The Garrick is supposed to be where Britain’s power elite come to meet and make deals and connections. It’s full of High Court judges, top barristers, politicians, the head of MI6 (until recently, at least), members of the House of Lords, the heads of arts organisations, famous actors, journalists and even King Charles.

So isn’t it a sign of progress that women can now join the power elite? Not exactly. For the Garrick has not suddenly become a club for women; rather, it is a club for a certain type of woman. Successful, affluent, socially ambitious — the kind who longs to appear on one of those annual “50 Most Powerful Women in Britain” lists and who dreams of dinner with Helena Kennedy.

The new-look Garrick may be a little less male, but its establishment mindset won’t exactly disappear overnight. Under the fig leaf of inclusive feminism, clubland really has nothing to fear.

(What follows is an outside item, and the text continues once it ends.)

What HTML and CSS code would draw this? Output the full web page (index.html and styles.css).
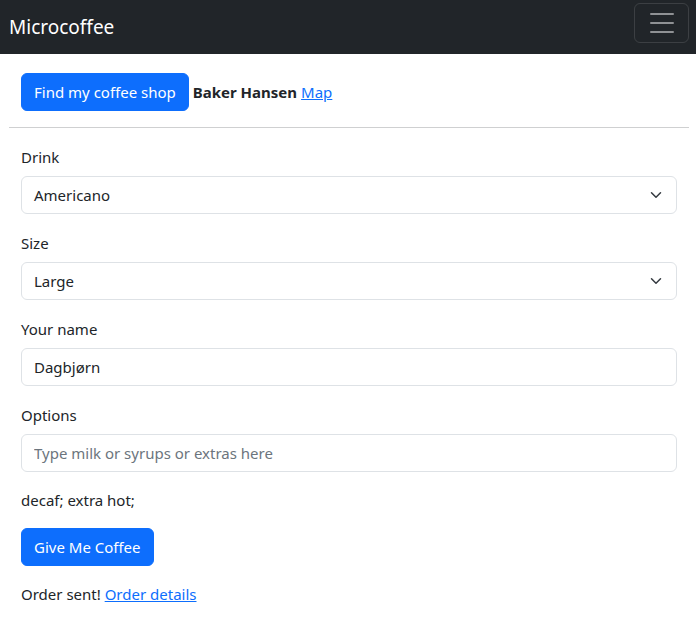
FILE: index.html
```html
<!DOCTYPE html>
<html lang="en">
<head>
<meta charset="utf-8">
<title>Microcoffee</title>
<link rel="stylesheet" href="styles.css">
</head>
<body>
<nav class="navbar">
  <a class="brand" href="#">Microcoffee</a>
  <button class="toggler" type="button" aria-label="Toggle navigation">
    <span class="bar"></span><span class="bar"></span><span class="bar"></span>
  </button>
</nav>
<main class="main">
  <div class="shop">
    <button class="btn" type="button">Find my coffee shop</button><strong class="shop-name">Baker Hansen</strong> <a href="#" class="link">Map</a>
  </div>
  <hr class="rule">
  <form class="form">
    <div class="field">
      <label class="label">Drink</label>
      <div class="select"><span>Americano</span><svg class="chev" viewBox="0 0 16 16" width="16" height="12"><path d="M2 5l6 6 6-6" fill="none" stroke="#343a40" stroke-width="2" stroke-linecap="round" stroke-linejoin="round"/></svg></div>
    </div>
    <div class="field">
      <label class="label">Size</label>
      <div class="select"><span>Large</span><svg class="chev" viewBox="0 0 16 16" width="16" height="12"><path d="M2 5l6 6 6-6" fill="none" stroke="#343a40" stroke-width="2" stroke-linecap="round" stroke-linejoin="round"/></svg></div>
    </div>
    <div class="field">
      <label class="label">Your name</label>
      <input class="input" type="text" value="Dagbjørn">
    </div>
    <div class="field">
      <label class="label">Options</label>
      <input class="input" type="text" placeholder="Type milk or syrups or extras here">
    </div>
    <p class="para">decaf; extra hot;</p>
    <button class="btn btn-block" type="button">Give Me Coffee</button>
    <p class="para status">Order sent! <a href="#" class="link">Order details</a></p>
  </form>
</main>
</body>
</html>
```

FILE: styles.css
```css
* { box-sizing: border-box; }
body {
  margin: 0;
  font-family: "Noto Sans", "Open Sans", sans-serif;
  font-size: 15px;
  line-height: 24px;
  color: #212529;
  background: #fff;
}
.navbar {
  height: 54px;
  background: #212529;
  display: flex;
  align-items: center;
  justify-content: space-between;
  padding: 0 7px 0 9px;
}
.brand {
  color: #fff;
  font-size: 19px;
  text-decoration: none;
  line-height: 30px;
}
.toggler {
  width: 55px;
  height: 40px;
  margin-top: -8px;
  background: transparent;
  border: 1px solid rgba(255,255,255,0.12);
  border-radius: 6px;
  display: flex;
  flex-direction: column;
  align-items: center;
  justify-content: center;
  gap: 7px;
  padding: 0;
}
.toggler .bar {
  display: block;
  width: 24px;
  height: 2px;
  background: #8f9194;
  border-radius: 1px;
}
.main {
  margin: 0 7px 0 9px;
}
.shop {
  padding: 19px 12px 0;
  display: flex;
  align-items: center;
  line-height: 24px;
}
.shop-name {
  font-weight: 700;
  margin-right: 4px;
  margin-left: 4px;
}
.btn {
  font-family: inherit;
  font-size: 15px;
  line-height: 24px;
  color: #fff;
  background: #0d6efd;
  border: 1px solid #0d6efd;
  border-radius: 6px;
  padding: 6px 12px;
  height: 38px;
}
.link {
  color: #0d6efd;
  text-decoration: underline;
}
.rule {
  margin: 16px 0;
  border: 0;
  border-top: 1px solid #cfd0d1;
}
.form {
  padding: 0 12px;
}
.field {
  margin-bottom: 16px;
}
.label {
  display: block;
  margin-bottom: 8px;
  padding-top: 1px;
  height: 24px;
}
.select, .input {
  display: flex;
  align-items: center;
  justify-content: space-between;
  width: 100%;
  height: 38px;
  border: 1px solid #dee2e6;
  border-radius: 6px;
  padding: 6px 12px;
  font-family: inherit;
  font-size: 15px;
  color: #212529;
  background: #fff;
}
.chev { display: block; }
.input::placeholder { color: #6c757d; }
.para {
  margin: 0 0 16px;
}
.status { margin-top: 16px; }
```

I’ve always thought it odd that a so-called gentlemen’s club like the Garrick could be so ungentlemanly as to reject the company of women. No true gentleman would do that. But the question that has been missing from the whole debate is this: why would any woman, or any man for that matter, want to join a club of such crusty old squares? Garrick men wear the club’s salmon-pink and cucumber ties and never trim their nose hair! And do women really want to get cornered by Sting or Jacob Rees Moog as they discuss tantric sex or the benefits of Brexit, respectively?

There’s a small group of elite women whose names had been put forward for membership over the years, including Joanna Lumley and Mary Ann Sieghart. (The latter was refused membership but settled for lunch instead. Has she no pride?)  I do not understand why so-called feminists and progressives would like to join — such as Mary Beard, who has said: “I have enjoyed my visits to the Garrick and would love to become a member.” This is the place where there remains a large number of men — 40%, going off last night’s vote — who don’t want you there because you’re a woman. Isn’t that enough to put you off for life?


Cosmo Landesman is a journalist and editor.